Enfin, il est à noter que le taux global d’identifications correctes des syllabes CV de l’ensemble des enfants, dans les conditions d’orientation de l’attention, est assez bas (environ 41% de réponses correctes) par rapport aux performances obtenues en situation d’identification de stimuli émotionnels (environ 68 % de réponses correctes, voir chapitre 7). Nous pouvons attribuer ces performances à la difficulté de traitement des stimuli utilisés. En effet, comparativement à d’autres stimuli langagiers, le faible contenu lexical des syllabes en fait des stimuli assez difficiles à traiter (Techentin & Voyer, 2011). Obrzut et al. (1981) avaient déjà mentionné l’influence du matériel à traiter sur les performances d’identification. Ces auteurs avaient remarqué que le traitement de mots permettait à des enfants d’environ 10.5 ans d’orienter plus aisément leur attention que des syllabes CV. Des résultats similaires ont été décrits ensuite par Moncrieff et Black (2008).
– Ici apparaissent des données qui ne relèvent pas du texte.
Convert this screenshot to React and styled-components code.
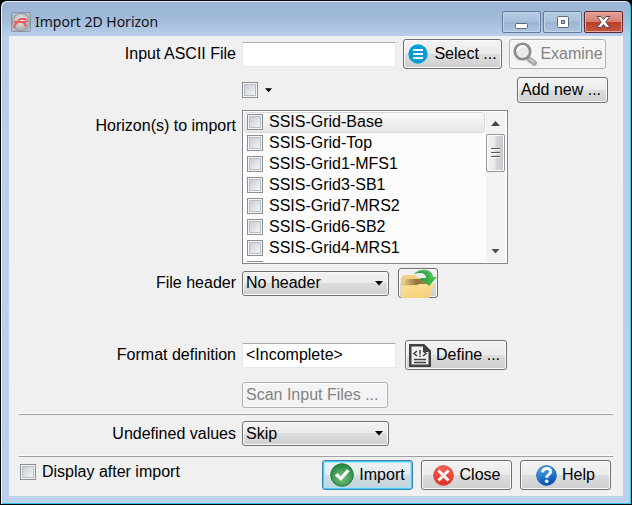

Dès lors, afin d’évaluer au mieux le rôle des indices sonores et verbaux sur les capacités d’orientation de l’attention de jeunes enfants, il est nécessaire de prendre en considération l’effet de la nature des stimuli ainsi que leur influence supplémentaire sur les compétences des enfants. Avec cet objectif, notre prochaine étude aura pour but de contrôler l’effet de la nature des stimuli verbaux sur les performances d’identification des enfants, en proposant deux catégories de stimuli verbaux différents, afin de pouvoir évaluer plus objectivement le rôle des indices sur les capacités d’orientation de l’attention et d’identification des stimuli des enfants.